=== DATASET CONTENT ===

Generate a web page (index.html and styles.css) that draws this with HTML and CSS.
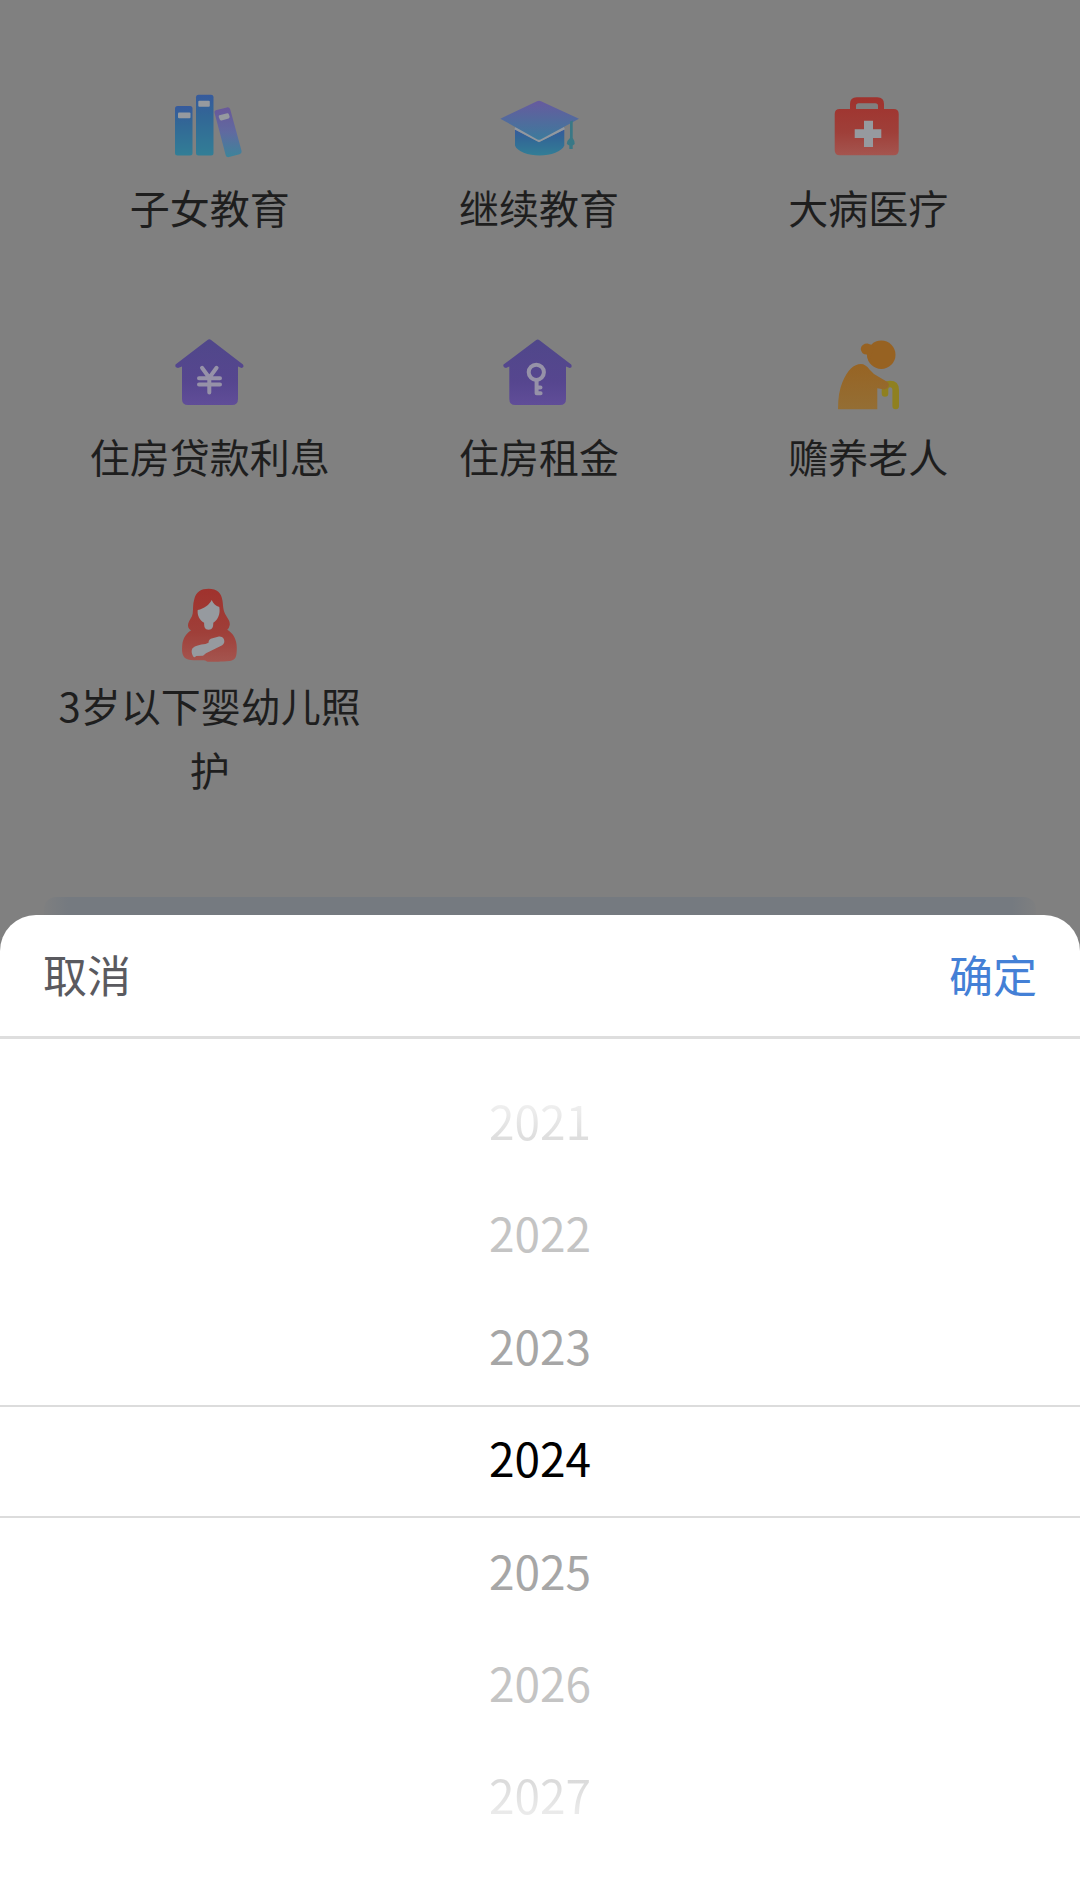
FILE: index.html
```
<!DOCTYPE html>
<html lang="zh-CN">
<head>
  <meta charset="UTF-8" />
  <title>专项附加扣除</title>
  <meta name="viewport" content="width=device-width,initial-scale=1" />
  <link rel="stylesheet" href="styles.css">
</head>
<body>
  <!-- shared gradients -->
  <svg class="defs" width="0" height="0">
    <defs>
      <linearGradient id="blue" x1="0" y1="0" x2="0" y2="1"><stop offset="0" stop-color="#365a9c"/><stop offset=".35" stop-color="#326796"/><stop offset="1" stop-color="#327e96"/></linearGradient>
      <linearGradient id="violet" x1="0" y1="0" x2="0" y2="1"><stop offset="0" stop-color="#69589a"/><stop offset=".5" stop-color="#606aa0"/><stop offset="1" stop-color="#3d849a"/></linearGradient>
      <linearGradient id="cap" x1="0" y1="0" x2="0" y2="1"><stop offset="0" stop-color="#675a9e"/><stop offset="1" stop-color="#3c7b9c"/></linearGradient>
      <linearGradient id="red" x1="0" y1="0" x2="0" y2="1"><stop offset="0" stop-color="#a0322d"/><stop offset=".6" stop-color="#9f3f39"/><stop offset="1" stop-color="#a4554f"/></linearGradient>
      <linearGradient id="house" x1="0" y1="0" x2="0" y2="1"><stop offset="0" stop-color="#50478a"/><stop offset=".65" stop-color="#56468f"/><stop offset="1" stop-color="#604d98"/></linearGradient>
      <linearGradient id="orange" x1="0" y1="0" x2="0" y2="1"><stop offset="0" stop-color="#976424"/><stop offset="1" stop-color="#946e34"/></linearGradient>
    </defs>
  </svg>

  <div class="grid">
    <div class="item">
      <svg class="icon" viewBox="0 0 80 90">
        <rect x="5" y="20" width="17.5" height="49.5" rx="2.5" fill="url(#blue)"/>
        <rect x="26" y="8.7" width="17.5" height="60.8" rx="2.5" fill="url(#blue)"/>
        <path d="M46.5 24L57 21.4Q59.4 21 60.2 23.3L71.6 65Q72 67.5 69.6 68.3L59 71.1Q56.4 71.6 55.7 69.2L44.6 27Q44 24.6 46.5 24Z" fill="url(#violet)"/>
        <rect class="light" x="8" y="26.5" width="12.5" height="5.7" rx="1"/>
        <rect class="light" x="28.3" y="14.7" width="11.5" height="6" rx="1"/>
        <path class="light" d="M49.4 29.3l7.8-2q1.2-.2 1.6 1l.8 2.3q.3 1.3-1 1.8l-7 2.1q-1.3.3-1.8-1l-1-2.6q-.3-1.2.6-1.6z"/>
      </svg>
      <p class="label">子女教育</p>
    </div>
    <div class="item">
      <svg class="icon" viewBox="0 0 80 90">
        <path d="M16 43.5L40 56l25.3-12.5v16C63 65.5 52 69.5 40.6 69.5S18 65.5 16 59.5z" fill="url(#blue)"/>
        <path class="edge" d="M16 42L40 54.5 65.3 42"/>
        <path d="M38 15.3q2-1 4 0L80 32.7 41.6 53.4q-1.6.8-3.2 0L1.3 32.7z" fill="url(#cap)"/>
        <path d="M71 35.5l2.7-1V52q2.5 3.500 2 6l-2 1.500v3.500h-3.400v-3.500l-2.500-1.500q0-3.500 3.200-6z" fill="#397886"/>
      </svg>
      <p class="label">继续教育</p>
    </div>
    <div class="item">
      <svg class="icon" viewBox="0 0 80 90">
        <path d="M22 23v-5q0-6.700 6.700-6.700h20.600Q56 11.300 56 18v5h9.700q5 0 5 5v36.300q0 5-5 5h-54q-5 0-5-5V28q0-5 5-5zM28 23h22v-3q0-2.700-2.700-2.700H30.700Q28 17.300 28 20z" fill="url(#red)" fill-rule="evenodd"/>
        <path class="light" d="M36 34.700h9v8.600h8.300V52H45v9h-9v-9h-9.300v-8.700H36z"/>
      </svg>
      <p class="label">大病医疗</p>
    </div>
    <div class="item">
      <svg class="icon" viewBox="0 0 80 90">
        <path d="M37.5 5q1.8-1.4 3.6 0L73 29.5q1.5 3-1.5 3.5L68 31.5V64q0 6-6 6H18q-6 0-6-6V31.5L8 33q-3.5-.5-2.5-3.5z" fill="url(#house)"/>
        <path class="line" d="M32 32.8l7.300 10 7.300-10M39.300 42.800v14.700M29 43.300h21M29 49.600h21"/>
      </svg>
      <p class="label">住房贷款利息</p>
    </div>
    <div class="item">
      <svg class="icon" viewBox="0 0 80 90">
        <path d="M36.900 5.200q1.800-1.400 3.600 0L72.200 29.500q1.500 3-1.500 3.500L67 31.500V64q0 6-6 6H16.300q-6 0-6-6V31.500L7 33q-3.500-.5-2.500-3.500z" fill="url(#house)"/>
        <circle class="line" cx="37.3" cy="37.3" r="7.6"/>
        <path class="line" d="M37.6 45v13.300h4M38 52.500h3.500"/>
      </svg>
      <p class="label">住房租金</p>
    </div>
    <div class="item">
      <svg class="icon" viewBox="0 0 80 90">
        <path class="cane" d="M57 58.5V54q0-5 5-5 5.700 0 5.700 6v16"/>
        <circle cx="53.3" cy="19.700" r="14.2" fill="#976222"/>
        <path d="M46 12q-2.500-3-6.500-3.500-6 0-6.800 5.500.8 5.500 6 5.500L41 27z" fill="#976222"/>
        <path d="M10 74.3Q10 57 14.5 47 22 29 33 29q4.500 0 8.500 5.500Q45 39 51 42l8.500 5q2.500 2.500.5 5.300-2 2.700-5 2l-5.700-1v21z" fill="url(#orange)"/>
      </svg>
      <p class="label">赡养老人</p>
    </div>
    <div class="item">
      <svg class="icon" viewBox="0 9.3 80 90">
        <path d="M38.7 14C47 14 51.5 18 52.5 26c.8 6 .5 9 2.800 13.500 2.500 4.500 4.700 6.500 4.500 10.500q-.5 3-2.500 5c6 3.500 9.500 10 9.500 18 0 9-1 12.500-7 13.200-9 .8-14 .8-22 .8-1.500 0-1.500-1.500-4-1.500-8 .2-14 .5-18-1.800-4-2.500-4-8-3.500-14 .6-6 4-11.500 8.700-14-2.600-2-3.500-4-2.800-7 1-3.700 4-6 4.500-10 .6-5 0-9 1.500-14C26 17 31 14 38.700 14z" fill="url(#red)"/>
        <path class="light" d="M27.700 35.3C34 34 39.5 30 41.700 25.300c1.600 3.500 4 6 7.600 7 1.200 7-1.200 12.500-6 15.700 0 4-.7 7-4.700 7s-4.500-3-4.500-7c-4.500-2.500-7-7-6.400-12.700z"/>
        <path class="light" d="M22.5 73.5q4-3.500 13-4.200l3-1.300q0-4 4-4.500l5.500-1.500c4-1.200 7 2 6.200 5.700-.6 2.300-3 3.300-5 4.300L36 78.500l-3 2.500-7 .2q-1.300 2.300-3 .3-2.500-5-.5-8z"/>
      </svg>
      <p class="label">3岁以下婴幼儿照护</p>
    </div>
  </div>
  <div class="panel"></div>

  <div class="sheet">
    <div class="sheet-header">
      <span class="cancel">取消</span>
      <span class="confirm">确定</span>
    </div>
    <div class="picker">
      <div class="year far">2021</div>
      <div class="year mid">2022</div>
      <div class="year near">2023</div>
      <div class="year selected">2024</div>
      <div class="year near">2025</div>
      <div class="year mid">2026</div>
      <div class="year far last">2027</div>
    </div>
  </div>
</body>
</html>
```
FILE: styles.css
```
* { box-sizing: border-box; }
body {
  margin: 0;
  height: 1879px;
  overflow: hidden;
  display: flex;
  flex-direction: column;
  background: #808080;
  color: #1e1e1e;
  font-family: "Noto Sans CJK SC", sans-serif;
}
.defs { position: absolute; }

/* deduction categories */
.grid {
  height: 897px;
  flex: none;
  padding: 86px 47px 0 45px;
  display: grid;
  grid-template-columns: repeat(3, 1fr);
  grid-template-rows: 249px 249px auto;
  align-content: start;
}
.item {
  display: flex;
  flex-direction: column;
  align-items: center;
}
.icon {
  width: 80px;
  height: 90px;
  flex: none;
}
.label {
  margin: -1.5px 0 0;
  padding: 0 8px;
  font-size: 40px;
  line-height: 64px;
  text-align: center;
}
.light { fill: #969a9f; }
.edge { fill: none; stroke: #9298a0; stroke-width: 3; }
.line {
  fill: none;
  stroke: #9692a8;
  stroke-width: 4;
  stroke-linecap: round;
  stroke-linejoin: round;
}
.cane {
  fill: none;
  stroke: #8f8020;
  stroke-width: 6.6;
  stroke-linecap: round;
}
.panel {
  flex: none;
  height: 18px;
  margin: 0 44px;
  border-radius: 12px 12px 0 0;
  background: linear-gradient(to right, #7e7f80, #757a80 24px, #757a80 calc(100% - 24px), #7e7f80);
}

/* bottom sheet, the corners show the page behind */
.sheet {
  flex: 1;
  background: #fff;
  border-radius: 36px 36px 0 0;
}
.sheet-header {
  height: 124px;
  padding: 0 43px;
  display: flex;
  justify-content: space-between;
  border-bottom: 3px solid #dedede;
  font-size: 44px;
  line-height: 118px;
}
.cancel { color: #5a5a5f; }
.confirm { color: #4480d6; }
.picker {
  padding-top: 29px;
  font-size: 46px;
  text-align: center;
}
.year {
  height: 112.4px;
  line-height: 105px;
}
.near { color: #a6a6a6; }
.mid { color: #c4c4c4; }
.far {
  color: transparent;
  background: linear-gradient(#efefef 33%, #dedede 62%);
  -webkit-background-clip: text;
  background-clip: text;
}
.last { background-image: linear-gradient(#dadada 33%, #eaeaea 62%); }
.selected {
  color: #000;
  border-top: 2px solid #dcdcdc;
  border-bottom: 2px solid #dcdcdc;
  line-height: 100px;
}
```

===

[JOB] From the data above, copy each line that holds "page".

[SOLUTION FOR THIS EXERCISE]
Generate a web page (index.html and styles.css) that draws this with HTML and CSS.
/* bottom sheet, the corners show the page behind */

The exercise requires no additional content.